------ PROVIDED RECORDS

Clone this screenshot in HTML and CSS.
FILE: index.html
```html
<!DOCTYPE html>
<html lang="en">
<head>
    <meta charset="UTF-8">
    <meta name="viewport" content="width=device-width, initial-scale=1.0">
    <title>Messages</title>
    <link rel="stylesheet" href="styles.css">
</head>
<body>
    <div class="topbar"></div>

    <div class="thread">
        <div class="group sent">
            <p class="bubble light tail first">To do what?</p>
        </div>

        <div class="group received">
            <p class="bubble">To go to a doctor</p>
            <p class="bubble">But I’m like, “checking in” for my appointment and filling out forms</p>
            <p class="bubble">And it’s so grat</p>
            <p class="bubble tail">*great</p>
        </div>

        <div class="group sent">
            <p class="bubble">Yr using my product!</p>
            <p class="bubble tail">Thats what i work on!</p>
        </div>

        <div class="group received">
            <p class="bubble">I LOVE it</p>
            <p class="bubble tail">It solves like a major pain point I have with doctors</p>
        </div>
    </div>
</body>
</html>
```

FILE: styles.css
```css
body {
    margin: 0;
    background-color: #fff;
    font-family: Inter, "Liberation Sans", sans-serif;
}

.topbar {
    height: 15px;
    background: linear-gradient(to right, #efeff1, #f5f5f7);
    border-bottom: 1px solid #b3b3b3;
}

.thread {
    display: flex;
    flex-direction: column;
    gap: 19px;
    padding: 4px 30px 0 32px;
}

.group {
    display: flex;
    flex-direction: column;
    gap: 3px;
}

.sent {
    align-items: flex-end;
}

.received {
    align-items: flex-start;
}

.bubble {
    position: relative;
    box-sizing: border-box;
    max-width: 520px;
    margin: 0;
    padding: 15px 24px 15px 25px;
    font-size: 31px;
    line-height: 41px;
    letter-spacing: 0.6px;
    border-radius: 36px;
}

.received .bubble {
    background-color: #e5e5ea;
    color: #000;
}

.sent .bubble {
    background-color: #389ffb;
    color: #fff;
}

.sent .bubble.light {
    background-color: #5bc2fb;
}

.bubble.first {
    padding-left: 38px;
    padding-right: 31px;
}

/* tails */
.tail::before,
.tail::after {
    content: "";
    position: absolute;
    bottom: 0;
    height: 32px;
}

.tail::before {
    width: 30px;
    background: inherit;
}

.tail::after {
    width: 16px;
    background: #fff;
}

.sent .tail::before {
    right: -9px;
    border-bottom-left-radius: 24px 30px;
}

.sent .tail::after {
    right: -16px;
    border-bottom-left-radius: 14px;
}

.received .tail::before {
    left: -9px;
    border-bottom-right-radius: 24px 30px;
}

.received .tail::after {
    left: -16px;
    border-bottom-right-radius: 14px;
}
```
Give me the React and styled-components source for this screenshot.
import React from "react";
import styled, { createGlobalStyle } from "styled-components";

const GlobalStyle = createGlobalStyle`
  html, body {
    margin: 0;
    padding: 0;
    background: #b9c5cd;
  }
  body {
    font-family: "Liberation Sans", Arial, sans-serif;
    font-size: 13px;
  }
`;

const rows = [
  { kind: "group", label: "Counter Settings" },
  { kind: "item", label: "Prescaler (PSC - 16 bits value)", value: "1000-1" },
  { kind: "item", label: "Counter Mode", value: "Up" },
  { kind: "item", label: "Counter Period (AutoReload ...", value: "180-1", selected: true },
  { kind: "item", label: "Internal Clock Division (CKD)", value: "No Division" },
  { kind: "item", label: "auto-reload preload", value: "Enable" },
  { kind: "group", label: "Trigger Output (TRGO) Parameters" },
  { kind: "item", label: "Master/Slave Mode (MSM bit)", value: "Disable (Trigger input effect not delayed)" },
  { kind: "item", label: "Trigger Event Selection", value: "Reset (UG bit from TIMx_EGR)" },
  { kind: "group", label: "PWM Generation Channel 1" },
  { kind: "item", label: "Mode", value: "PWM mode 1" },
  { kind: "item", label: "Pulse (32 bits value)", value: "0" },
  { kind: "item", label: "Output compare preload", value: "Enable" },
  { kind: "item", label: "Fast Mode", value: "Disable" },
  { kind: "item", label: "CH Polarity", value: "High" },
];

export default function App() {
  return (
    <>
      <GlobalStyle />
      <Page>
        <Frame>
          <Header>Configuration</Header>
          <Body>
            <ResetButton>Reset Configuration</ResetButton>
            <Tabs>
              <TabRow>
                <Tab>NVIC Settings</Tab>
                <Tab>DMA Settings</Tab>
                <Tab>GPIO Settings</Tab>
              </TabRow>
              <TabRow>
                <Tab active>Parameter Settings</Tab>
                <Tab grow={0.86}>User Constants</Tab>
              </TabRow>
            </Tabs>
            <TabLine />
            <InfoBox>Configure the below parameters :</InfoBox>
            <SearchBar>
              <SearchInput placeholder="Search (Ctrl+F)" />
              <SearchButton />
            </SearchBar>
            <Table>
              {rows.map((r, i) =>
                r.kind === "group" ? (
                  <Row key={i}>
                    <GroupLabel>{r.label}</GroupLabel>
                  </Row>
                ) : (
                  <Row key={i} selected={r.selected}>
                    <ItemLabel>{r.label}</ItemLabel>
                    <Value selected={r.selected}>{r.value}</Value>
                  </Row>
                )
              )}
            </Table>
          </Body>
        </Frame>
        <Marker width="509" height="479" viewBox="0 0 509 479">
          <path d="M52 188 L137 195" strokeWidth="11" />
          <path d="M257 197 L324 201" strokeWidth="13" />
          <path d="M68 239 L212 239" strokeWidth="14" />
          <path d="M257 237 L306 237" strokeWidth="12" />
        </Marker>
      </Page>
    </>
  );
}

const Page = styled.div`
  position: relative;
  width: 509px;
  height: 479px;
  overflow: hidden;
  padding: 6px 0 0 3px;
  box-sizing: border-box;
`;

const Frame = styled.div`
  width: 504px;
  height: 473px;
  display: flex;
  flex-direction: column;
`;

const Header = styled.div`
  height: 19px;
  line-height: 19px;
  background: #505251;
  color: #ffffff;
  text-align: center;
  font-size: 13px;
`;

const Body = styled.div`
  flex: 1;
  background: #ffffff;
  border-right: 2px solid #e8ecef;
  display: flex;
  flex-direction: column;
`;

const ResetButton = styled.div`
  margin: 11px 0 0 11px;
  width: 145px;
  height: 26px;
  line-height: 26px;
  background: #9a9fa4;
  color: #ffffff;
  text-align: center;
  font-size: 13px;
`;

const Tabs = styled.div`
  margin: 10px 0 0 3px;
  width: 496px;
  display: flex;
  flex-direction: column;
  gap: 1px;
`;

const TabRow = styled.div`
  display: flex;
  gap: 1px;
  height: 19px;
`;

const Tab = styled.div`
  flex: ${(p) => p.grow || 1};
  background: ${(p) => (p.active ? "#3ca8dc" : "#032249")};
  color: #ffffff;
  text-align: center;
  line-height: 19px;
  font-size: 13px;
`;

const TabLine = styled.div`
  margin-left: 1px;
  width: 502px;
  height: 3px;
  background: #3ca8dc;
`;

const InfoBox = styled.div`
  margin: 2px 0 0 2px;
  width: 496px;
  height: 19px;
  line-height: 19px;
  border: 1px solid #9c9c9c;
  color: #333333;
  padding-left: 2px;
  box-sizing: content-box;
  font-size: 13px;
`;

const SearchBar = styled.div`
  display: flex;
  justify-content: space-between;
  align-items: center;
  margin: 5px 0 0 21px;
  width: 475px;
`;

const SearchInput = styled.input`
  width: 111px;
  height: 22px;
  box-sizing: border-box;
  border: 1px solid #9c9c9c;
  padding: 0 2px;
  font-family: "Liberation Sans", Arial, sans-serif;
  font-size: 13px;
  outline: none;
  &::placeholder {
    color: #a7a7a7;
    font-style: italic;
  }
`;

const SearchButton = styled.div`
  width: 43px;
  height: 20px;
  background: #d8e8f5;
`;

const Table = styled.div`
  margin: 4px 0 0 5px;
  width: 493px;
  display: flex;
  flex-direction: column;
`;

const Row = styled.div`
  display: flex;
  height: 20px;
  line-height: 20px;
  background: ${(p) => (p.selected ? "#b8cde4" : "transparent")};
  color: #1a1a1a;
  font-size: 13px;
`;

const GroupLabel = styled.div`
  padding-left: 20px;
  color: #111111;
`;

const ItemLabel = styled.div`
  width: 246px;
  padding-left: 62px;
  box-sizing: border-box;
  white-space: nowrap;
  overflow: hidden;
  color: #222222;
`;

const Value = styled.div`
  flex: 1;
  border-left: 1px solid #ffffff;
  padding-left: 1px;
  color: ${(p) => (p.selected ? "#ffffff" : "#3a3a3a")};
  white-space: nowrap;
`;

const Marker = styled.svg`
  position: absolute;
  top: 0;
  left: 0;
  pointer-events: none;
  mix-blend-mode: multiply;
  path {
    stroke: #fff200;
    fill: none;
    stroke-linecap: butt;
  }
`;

------------
------ PROVIDED RECORDS

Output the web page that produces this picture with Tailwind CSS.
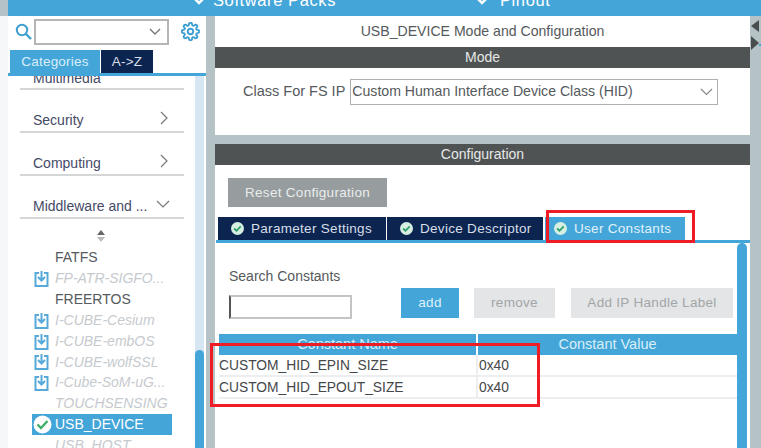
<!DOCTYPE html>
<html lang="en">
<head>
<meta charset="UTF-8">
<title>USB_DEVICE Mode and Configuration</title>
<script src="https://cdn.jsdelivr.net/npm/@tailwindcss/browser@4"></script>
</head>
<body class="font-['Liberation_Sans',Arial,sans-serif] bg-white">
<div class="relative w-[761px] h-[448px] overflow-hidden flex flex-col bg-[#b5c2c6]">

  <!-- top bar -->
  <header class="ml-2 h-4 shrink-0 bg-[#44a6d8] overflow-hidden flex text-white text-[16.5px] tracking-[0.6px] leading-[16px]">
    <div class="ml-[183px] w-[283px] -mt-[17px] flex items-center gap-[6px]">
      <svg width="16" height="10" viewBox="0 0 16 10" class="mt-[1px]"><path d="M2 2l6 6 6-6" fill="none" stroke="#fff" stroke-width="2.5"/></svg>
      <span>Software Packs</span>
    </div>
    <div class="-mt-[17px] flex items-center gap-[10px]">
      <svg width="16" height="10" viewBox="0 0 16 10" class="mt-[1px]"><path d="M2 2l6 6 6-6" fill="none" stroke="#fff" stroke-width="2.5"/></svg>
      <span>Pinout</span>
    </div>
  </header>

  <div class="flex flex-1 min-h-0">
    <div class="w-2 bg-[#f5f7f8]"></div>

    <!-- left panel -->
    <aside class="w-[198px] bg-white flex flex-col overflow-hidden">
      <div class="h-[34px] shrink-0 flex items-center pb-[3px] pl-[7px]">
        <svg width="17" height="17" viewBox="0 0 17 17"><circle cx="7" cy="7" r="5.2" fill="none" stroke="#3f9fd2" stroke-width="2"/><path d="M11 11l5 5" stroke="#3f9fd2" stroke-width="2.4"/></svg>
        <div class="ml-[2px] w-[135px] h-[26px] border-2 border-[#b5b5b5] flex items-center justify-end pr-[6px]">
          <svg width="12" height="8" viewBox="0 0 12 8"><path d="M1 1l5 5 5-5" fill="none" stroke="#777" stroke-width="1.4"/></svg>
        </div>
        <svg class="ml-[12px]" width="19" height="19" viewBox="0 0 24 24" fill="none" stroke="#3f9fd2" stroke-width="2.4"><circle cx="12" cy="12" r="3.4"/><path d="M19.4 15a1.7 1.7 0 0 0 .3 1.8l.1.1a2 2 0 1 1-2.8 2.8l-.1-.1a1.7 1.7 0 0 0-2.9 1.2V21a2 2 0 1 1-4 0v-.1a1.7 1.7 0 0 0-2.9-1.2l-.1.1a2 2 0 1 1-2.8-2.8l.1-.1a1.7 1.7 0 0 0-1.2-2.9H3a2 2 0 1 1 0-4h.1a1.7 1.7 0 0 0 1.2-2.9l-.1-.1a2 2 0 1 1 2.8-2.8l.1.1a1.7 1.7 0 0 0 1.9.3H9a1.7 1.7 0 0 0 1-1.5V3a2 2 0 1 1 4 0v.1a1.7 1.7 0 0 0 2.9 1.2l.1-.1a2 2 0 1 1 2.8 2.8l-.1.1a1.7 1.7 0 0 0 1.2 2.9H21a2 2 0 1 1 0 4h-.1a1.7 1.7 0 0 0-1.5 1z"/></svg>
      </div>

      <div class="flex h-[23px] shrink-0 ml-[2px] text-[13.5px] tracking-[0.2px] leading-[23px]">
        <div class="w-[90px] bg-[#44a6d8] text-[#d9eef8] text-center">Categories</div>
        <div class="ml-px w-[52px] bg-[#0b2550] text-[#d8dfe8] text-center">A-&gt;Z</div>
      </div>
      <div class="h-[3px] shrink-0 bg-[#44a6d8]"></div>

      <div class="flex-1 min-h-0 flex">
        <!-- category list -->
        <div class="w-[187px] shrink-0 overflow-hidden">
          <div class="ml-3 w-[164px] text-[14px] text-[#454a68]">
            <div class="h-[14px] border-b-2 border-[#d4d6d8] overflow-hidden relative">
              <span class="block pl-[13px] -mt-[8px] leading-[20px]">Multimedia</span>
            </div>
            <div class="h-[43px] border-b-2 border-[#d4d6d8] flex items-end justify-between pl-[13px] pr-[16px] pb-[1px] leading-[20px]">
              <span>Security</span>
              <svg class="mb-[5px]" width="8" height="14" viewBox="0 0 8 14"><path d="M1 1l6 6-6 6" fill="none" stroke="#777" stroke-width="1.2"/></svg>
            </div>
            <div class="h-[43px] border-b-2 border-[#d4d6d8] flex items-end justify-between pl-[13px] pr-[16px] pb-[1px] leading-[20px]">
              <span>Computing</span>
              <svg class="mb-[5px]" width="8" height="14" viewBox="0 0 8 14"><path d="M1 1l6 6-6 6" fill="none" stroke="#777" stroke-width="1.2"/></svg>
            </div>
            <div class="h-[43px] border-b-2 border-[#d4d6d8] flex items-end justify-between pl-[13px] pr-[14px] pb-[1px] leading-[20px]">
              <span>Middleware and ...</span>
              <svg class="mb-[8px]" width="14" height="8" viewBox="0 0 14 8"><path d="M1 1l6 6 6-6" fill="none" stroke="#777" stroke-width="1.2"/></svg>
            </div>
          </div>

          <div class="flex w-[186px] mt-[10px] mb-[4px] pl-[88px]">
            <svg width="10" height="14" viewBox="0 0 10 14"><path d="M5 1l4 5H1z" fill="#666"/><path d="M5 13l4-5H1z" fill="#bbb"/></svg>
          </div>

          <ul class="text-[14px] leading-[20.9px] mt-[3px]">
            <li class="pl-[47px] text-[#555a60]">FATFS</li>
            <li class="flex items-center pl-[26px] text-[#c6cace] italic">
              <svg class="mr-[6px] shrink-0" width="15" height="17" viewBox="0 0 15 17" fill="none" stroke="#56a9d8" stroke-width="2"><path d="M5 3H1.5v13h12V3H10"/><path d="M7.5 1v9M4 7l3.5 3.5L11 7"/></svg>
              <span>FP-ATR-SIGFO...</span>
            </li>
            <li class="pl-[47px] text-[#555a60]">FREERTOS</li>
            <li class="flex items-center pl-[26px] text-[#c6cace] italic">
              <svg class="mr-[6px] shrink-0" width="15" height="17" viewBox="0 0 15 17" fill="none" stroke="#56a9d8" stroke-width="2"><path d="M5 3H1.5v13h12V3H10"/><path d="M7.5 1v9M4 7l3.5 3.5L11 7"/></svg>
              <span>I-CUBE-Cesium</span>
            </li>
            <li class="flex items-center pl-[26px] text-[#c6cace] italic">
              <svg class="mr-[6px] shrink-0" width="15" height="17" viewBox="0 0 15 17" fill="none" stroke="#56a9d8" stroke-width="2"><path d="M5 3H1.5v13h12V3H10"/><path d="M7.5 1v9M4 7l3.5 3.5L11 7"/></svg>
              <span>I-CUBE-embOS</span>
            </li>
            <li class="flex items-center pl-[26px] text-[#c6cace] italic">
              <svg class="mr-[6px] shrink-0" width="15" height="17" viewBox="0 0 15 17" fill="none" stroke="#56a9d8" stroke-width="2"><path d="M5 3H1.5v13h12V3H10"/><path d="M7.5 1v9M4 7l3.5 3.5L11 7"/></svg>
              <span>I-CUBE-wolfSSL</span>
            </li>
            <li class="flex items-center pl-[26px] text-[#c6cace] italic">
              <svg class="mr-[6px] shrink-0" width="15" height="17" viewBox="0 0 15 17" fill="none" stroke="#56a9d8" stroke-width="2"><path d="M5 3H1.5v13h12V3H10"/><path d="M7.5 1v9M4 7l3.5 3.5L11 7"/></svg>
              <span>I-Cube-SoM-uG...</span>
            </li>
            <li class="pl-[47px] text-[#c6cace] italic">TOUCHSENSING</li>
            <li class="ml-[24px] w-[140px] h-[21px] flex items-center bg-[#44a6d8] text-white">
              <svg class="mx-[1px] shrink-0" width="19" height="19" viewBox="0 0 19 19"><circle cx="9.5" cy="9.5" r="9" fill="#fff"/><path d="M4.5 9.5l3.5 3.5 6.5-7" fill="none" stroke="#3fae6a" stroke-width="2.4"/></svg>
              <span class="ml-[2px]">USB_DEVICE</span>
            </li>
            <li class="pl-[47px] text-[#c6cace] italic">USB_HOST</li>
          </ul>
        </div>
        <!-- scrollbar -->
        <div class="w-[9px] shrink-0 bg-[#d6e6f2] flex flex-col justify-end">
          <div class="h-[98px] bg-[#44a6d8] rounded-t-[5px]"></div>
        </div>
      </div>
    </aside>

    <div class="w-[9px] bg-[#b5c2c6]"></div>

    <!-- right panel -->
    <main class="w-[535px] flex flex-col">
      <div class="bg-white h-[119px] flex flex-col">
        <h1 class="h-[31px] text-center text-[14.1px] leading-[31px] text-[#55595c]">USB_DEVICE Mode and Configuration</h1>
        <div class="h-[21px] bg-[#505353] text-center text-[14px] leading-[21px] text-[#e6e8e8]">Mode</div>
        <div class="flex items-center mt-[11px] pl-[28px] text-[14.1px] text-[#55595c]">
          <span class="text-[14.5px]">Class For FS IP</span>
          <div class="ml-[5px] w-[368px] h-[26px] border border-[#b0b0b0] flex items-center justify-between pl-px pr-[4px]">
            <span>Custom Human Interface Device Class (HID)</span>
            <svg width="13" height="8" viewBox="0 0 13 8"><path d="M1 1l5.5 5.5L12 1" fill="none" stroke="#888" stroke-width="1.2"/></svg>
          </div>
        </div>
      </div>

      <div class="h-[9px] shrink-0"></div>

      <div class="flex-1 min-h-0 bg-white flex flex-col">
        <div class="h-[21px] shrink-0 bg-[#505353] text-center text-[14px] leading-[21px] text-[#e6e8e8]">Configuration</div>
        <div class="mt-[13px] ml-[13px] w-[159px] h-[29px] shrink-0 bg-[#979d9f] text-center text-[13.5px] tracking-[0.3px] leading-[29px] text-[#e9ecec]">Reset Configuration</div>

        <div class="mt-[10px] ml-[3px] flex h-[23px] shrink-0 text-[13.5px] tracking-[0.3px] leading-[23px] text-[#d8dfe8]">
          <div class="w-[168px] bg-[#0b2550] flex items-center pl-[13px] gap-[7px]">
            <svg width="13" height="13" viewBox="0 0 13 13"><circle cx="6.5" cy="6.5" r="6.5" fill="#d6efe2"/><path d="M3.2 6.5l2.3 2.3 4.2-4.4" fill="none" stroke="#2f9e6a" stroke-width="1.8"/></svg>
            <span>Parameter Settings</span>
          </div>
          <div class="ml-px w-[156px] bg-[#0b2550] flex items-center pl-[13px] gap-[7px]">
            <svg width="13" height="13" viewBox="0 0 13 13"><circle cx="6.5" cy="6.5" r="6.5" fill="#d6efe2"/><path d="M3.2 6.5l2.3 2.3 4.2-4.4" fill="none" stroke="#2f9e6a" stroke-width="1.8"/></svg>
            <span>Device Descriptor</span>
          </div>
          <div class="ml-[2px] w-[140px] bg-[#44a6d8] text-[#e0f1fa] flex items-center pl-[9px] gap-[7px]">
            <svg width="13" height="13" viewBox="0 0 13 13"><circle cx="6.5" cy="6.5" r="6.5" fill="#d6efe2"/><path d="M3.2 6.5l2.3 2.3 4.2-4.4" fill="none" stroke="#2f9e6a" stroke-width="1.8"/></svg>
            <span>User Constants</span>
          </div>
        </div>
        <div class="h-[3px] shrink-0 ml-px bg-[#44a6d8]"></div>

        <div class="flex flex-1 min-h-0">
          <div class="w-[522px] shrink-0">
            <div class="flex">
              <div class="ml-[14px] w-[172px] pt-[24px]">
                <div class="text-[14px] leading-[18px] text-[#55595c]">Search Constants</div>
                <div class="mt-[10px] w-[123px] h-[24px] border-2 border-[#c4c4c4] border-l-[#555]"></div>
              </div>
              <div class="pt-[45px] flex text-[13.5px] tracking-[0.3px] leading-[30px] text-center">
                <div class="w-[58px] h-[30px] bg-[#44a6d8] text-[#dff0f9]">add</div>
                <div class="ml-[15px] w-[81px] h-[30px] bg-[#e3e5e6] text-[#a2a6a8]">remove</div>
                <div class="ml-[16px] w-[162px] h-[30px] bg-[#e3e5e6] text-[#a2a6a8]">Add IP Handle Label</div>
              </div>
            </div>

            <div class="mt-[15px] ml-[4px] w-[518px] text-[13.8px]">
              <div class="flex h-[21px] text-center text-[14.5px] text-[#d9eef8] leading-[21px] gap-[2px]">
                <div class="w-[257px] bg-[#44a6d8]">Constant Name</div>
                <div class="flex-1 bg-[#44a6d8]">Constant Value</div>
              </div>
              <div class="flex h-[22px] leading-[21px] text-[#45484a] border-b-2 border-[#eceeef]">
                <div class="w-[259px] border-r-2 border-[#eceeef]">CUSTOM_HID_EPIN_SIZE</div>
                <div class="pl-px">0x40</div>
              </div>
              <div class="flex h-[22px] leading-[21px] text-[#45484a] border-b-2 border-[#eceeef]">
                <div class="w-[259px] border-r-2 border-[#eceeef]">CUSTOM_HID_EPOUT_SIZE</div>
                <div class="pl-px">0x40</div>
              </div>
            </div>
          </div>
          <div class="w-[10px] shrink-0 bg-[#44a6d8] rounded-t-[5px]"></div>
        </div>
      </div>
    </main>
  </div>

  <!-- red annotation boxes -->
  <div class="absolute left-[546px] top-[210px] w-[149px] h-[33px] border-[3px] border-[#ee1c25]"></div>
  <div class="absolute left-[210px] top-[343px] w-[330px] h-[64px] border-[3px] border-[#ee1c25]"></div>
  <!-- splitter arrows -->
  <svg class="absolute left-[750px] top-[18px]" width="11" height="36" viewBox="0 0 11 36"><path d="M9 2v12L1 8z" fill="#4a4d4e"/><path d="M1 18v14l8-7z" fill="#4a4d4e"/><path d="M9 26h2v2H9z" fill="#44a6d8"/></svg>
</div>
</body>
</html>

------------

> [SHORT TASK] Word for word, restate the lines beginning with the one that has "Output the web" and ending with the one that has "w-[761px] h-[448px] overflow-hidden". Keep both ends and skip any pictures.

> [RESPONSE TO THE EXERCISE]
Output the web page that produces this picture with Tailwind CSS.
<!DOCTYPE html>
<html lang="en">
<head>
<meta charset="UTF-8">
<title>USB_DEVICE Mode and Configuration</title>
<script src="https://cdn.jsdelivr.net/npm/@tailwindcss/browser@4"></script>
</head>
<body class="font-['Liberation_Sans',Arial,sans-serif] bg-white">
<div class="relative w-[761px] h-[448px] overflow-hidden flex flex-col bg-[#b5c2c6]">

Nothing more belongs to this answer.